One of the biggest issues with U.S. AI infrastructure today is rising costs. GPUs are expensive, electricity is expensive, data center construction is slow, land approvals are slow, grid upgrades are slow, and environmental pressures are high. AI data centers are essentially power-hungry factories—whoever can secure cheap, stable electricity, build data centers faster, and coordinate servers, liquid cooling, power supplies, and optical modules will have the staying power for a prolonged battle.
This is where China excels. China's greatest strength over the past few decades hasn't been making PPTs—it's been executing complex engineering projects at low cost, large scale, and with replicability.
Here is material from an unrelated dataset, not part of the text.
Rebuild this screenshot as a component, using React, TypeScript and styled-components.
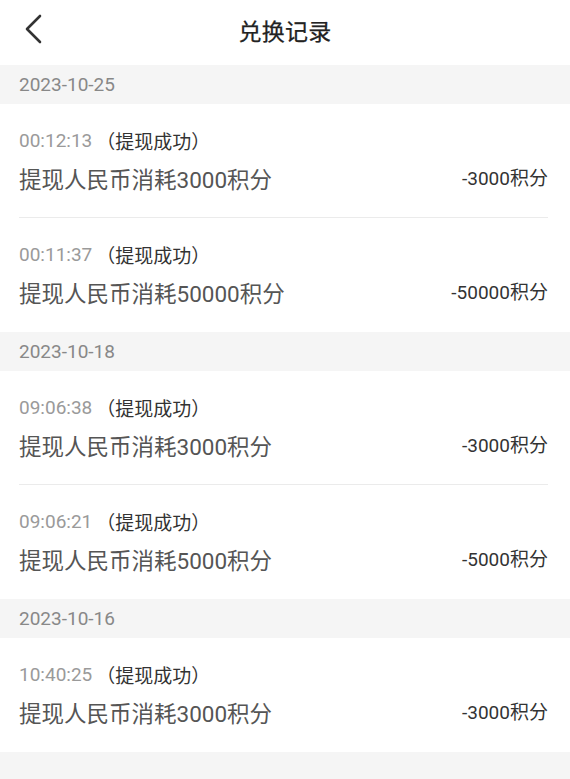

Servers, optical modules, liquid cooling, power supplies, network equipment, data center construction, and power infrastructure—when it comes down to it, these are all areas where China's industrial system excels.
So Alibaba's 380 billion yuan isn't just an internet company chasing the AI trend—it's using China's low-cost industrial system to fight a long-term war for AI infrastructure. That's why 'not a single card is idle' is so important.
Because it answers the capital market's most pressing question: Is there demand to absorb all the money you're spending? If cards sit idle, that's inventory. If cards run at full capacity daily, that's productive capacity.
What Alibaba wants to prove now is that it's not just buying expensive equipment—it's acquiring the means of production for China's AI era.
Of course, a good story doesn't mean there are no risks.
Will AI demand keep growing at a high rate? Will enterprise customers keep paying? Can domestic GPUs keep up? Will cloud providers restart price wars? Can inference revenue cover electricity, depreciation, and operational costs? Will free cash flow deteriorate for too long?
These questions can't be avoided. So what the market should really watch going forward isn't Alibaba's new model announcements, parameter counts, or leaderboard rankings—but three harder metrics:
First, can GPU utilization remain high? Second, can the proportion of AI-related revenue in cloud revenue continue to rise? Third, can capital expenditures and AI revenue gradually align?
As long as these three things keep happening, Alibaba's valuation logic will continue to shift. It won't just be about consumer internet recovery—it will be about AI infrastructure revaluation.
Personally, I think companies like Alibaba are easiest to misjudge. They're too complex, with too many businesses, and their short-term financials often look awkward. One quarter it's e-commerce competition, the next it's local services investment, then international expansion, and now cloud spending. If you only look at quarterly profits, it's easy to think they're not executing cleanly.
But complexity has its advantages. In the AI era, what's most scarce isn't a pretty demo—it's scenarios, customers, engineering capabilities, and capital endurance. Alibaba has a bit of each. While none is perfect, combined, they make it hard to simply label Alibaba as a 'legacy internet company.'
So the most important signal from Alibaba's conference call wasn't the 38% cloud growth or the rise in AI revenue share—it was that Alibaba is starting to treat AI as the industrial infrastructure of the next decade.
Behind the phrase 'not a single card is idle' is management's aggressive judgment on China's AI demand: Computing power isn't oversupplied—it's chronically scarce. AI isn't a passing trend—it's the new utilities (power, water, gas) that all industries will need to tap into.
While U.S. cloud giants grapple with cash flow squeezes from high capital expenditures, Alibaba aims to use China's lower electricity costs, faster construction efficiency, and more complete supply chain to fight this AI infrastructure war longer.
The next two years could be a critical window for China's AI cloud landscape. Whoever deploys computing power first, locks in enterprise customers first, and closes the loop between models, cloud, and applications first will likely secure the gateway to the next generation of the internet.
Alibaba isn't just betting 380 billion yuan.
It's betting on a judgment: What China's AI industry truly lacks isn't more stories—it's a thick, affordable, and stable computing power foundation.
If this bet pays off, Alibaba won't be valued just as an e-commerce company anymore. It will be re-evaluated at a different table—as China's AI infrastructure operator.
This card has just begun to be played.